Estávamos cansados (quem não está?), do que víamos e líamos, afinal bem pior do que aquilo que se não vê, é ter que ler o que nos põem à mesa como iguaria, desfocando a realidade, falsificando-a ao sabor avinagrado, do apodrecido, mal fedido e rejeitado, do desagrado acontecido, numa eleição que fica, cada dia pior, como retrato roto de uma democracia escariada.
E a cárie, todos o sabemos, quando é do dente, molar, incisivo ou canino, pode-se colmatar o desatino, resgatar eventual recidiva, em prevenção obturada, mas quando ela atinge os ossos, o esqueleto fende, não ergue o corpo, tudo piora, desaba tudo.
Mas, como de início falei, fomos aos Estados Unidos, nação portentosa construída por um povo vocacionado à grandeza, excluindo a miudeza dos homens que veem no progresso só o mal, o pecado, e a exploração dos fracos pelos fortes.
E os Estados Unidos fascinam… Embora muitos não vejam assim, querendo uma perfeição de diarréica paradisíaca.
E nessa fascinação já antiga, não foi à toa que Alexis de Tocqueville, nos idos vencidos de 1835, justo quando a sua França se despedaçava em novas prévias de sequentes Revoluções sanguinolentas, escrevera enaltecendo a “Democracia na América”, texto ainda hoje referido e pouco imitado mundo a fora.
Porque os Estados Unidos, cada vez pujantes, mostram ao mundo uma história florescente, com instituições que funcionam e atraem, alguns achando que por ser assim, sobra-lhes uma dívida insolvível com os famélicos de todo mundo, com os do Brasil inclusive, cuja fome aos Yankees é sempre atribuída, como miséria a ser cobrada e repartida.
E porque o sucesso é fruto do esforço e da força de vontade, compreende-se o porquê de os Estados Unidosquererem se isolar em muralhas cada vez maiores, como nós todos nas nossas residências enjaulados, ou nos condomínios isolados.
Interessante é que a Ilha de Manhattan, coração da cidade Nova York, é resquício holandês, justo daqueles que daqui foram expulsos de Recife e Olinda, a partir das heroicas vitórias nas Tabocas e nos Guararapes, com o trigueiro, André Vidal de Negreiros, o usineiro português, João Fernandes Vieira, o negro, Henrique Dias e o índio, Felipe Camarão, todos bravos, reunindo o mito das três raças tristes, alma máter, por feitos de deleites, ou defeitos de enfeites, por amoroso olor nacional, e outros confeitos que acrescento ao aprendido em criança, no Educandário Brasília, auxiliado pelas Esquadras Luso-Espanholas, de Dom Fradique de Toledo Osório, Marquês de Vilanueva de Valdueza, na invasão da Bahia, e Dom Antônio Oquende, no Recife.

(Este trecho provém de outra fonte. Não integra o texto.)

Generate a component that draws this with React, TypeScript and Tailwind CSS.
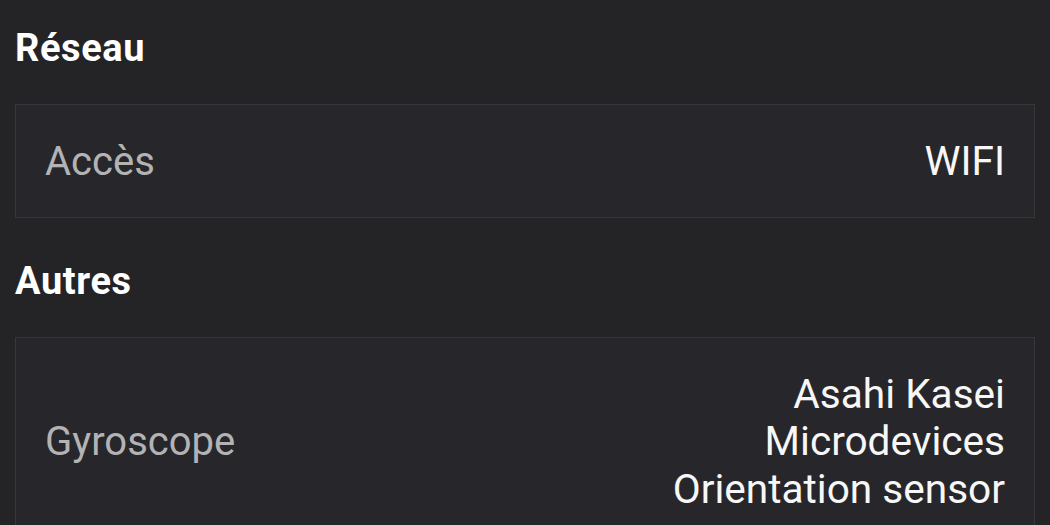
import React from "react";

interface RowProps {
  label: string;
  value: string[];
}

const Row: React.FC<RowProps> = ({ label, value }) => (
  <div className="flex items-center justify-between border border-[#37373b] bg-[#27272b] px-[29px] pt-[33px] pb-[31px]">
    <span className="text-[40px] leading-[47px] text-[#b3b3b5]">{label}</span>
    <div className="flex flex-col items-end text-right text-[40.6px] leading-[47.5px] text-[#f7f7f7]">
      {value.map((line, idx) => (
        <span key={idx}>{line}</span>
      ))}
    </div>
  </div>
);

const Section: React.FC<{ title: string; children: React.ReactNode }> = ({
  title,
  children,
}) => (
  <section className="mb-[41px]">
    <h2 className="mb-[34px] text-[38px] font-bold leading-[44px] tracking-[0.6px] text-white">
      {title}
    </h2>
    {children}
  </section>
);

export default function App() {
  return (
    <div
      className="h-[525px] w-[1050px] overflow-hidden bg-[#242427] px-[15px] pt-[26px]"
      style={{ fontFamily: "Roboto, 'Noto Sans', sans-serif" }}
    >
      <Section title="Réseau">
        <Row label="Accès" value={["WIFI"]} />
      </Section>
      <Section title="Autres">
        <Row
          label="Gyroscope"
          value={["Asahi Kasei", "Microdevices", "Orientation sensor"]}
        />
      </Section>
    </div>
  );
}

Repito assim, salvo engano, porque o fato maior exaltado foi a vitória contra o Almirante Adrien Jansen Pater, que se enrolando na bandeira holandesa, pulou ao mar de sua nau, antes declamando em castiço neerlandês: “O mar é o único tumulo digno de um almirante batavo!”.
E lutas outras onde pontuou como “traidor”, Domingos Fernandes Calabar, os holandeses fugindo para Manhattan,onde construíram mais do que pontes, e as pontes novaiorquinas são formidáveis!, num tempo em que o Brasil mais queria ser Luso-Espanhol, sob o reinado de Filipe IV, de Espanha e Portugal, e outras plagas de América, como a Flórida dos Rojas y Borjas, justo um “rei opressor”, segundo o poeta Francisco de Quevedo, e nós em mau arremedo de versos e outros arrevessos, rejeitando os holandeses de Nassau, no contexto da assim chamada Guerra dos Trinta Anos (1618-1848) da Europa.
Se Recife não perdeu tanto, e o Brasil também, enalteça-se que ali tem o melhor Carnaval do Nordeste, com os frevos de “Felinto e Pedro Salgado, Guilherme e Fenelon e seus blocos famosos”, em tantos embatuques de Maracatu e Caboclinhos, a partir do Marco Zero, muito melhor do que a Manhattan ilha, no meio do frio, Rio Hudson, constituindo a cidade que nunca dorme; New York, New York, na música de John Kander e Fred Ebb, e na voz de Frank Sinatra, que alguns não gostam.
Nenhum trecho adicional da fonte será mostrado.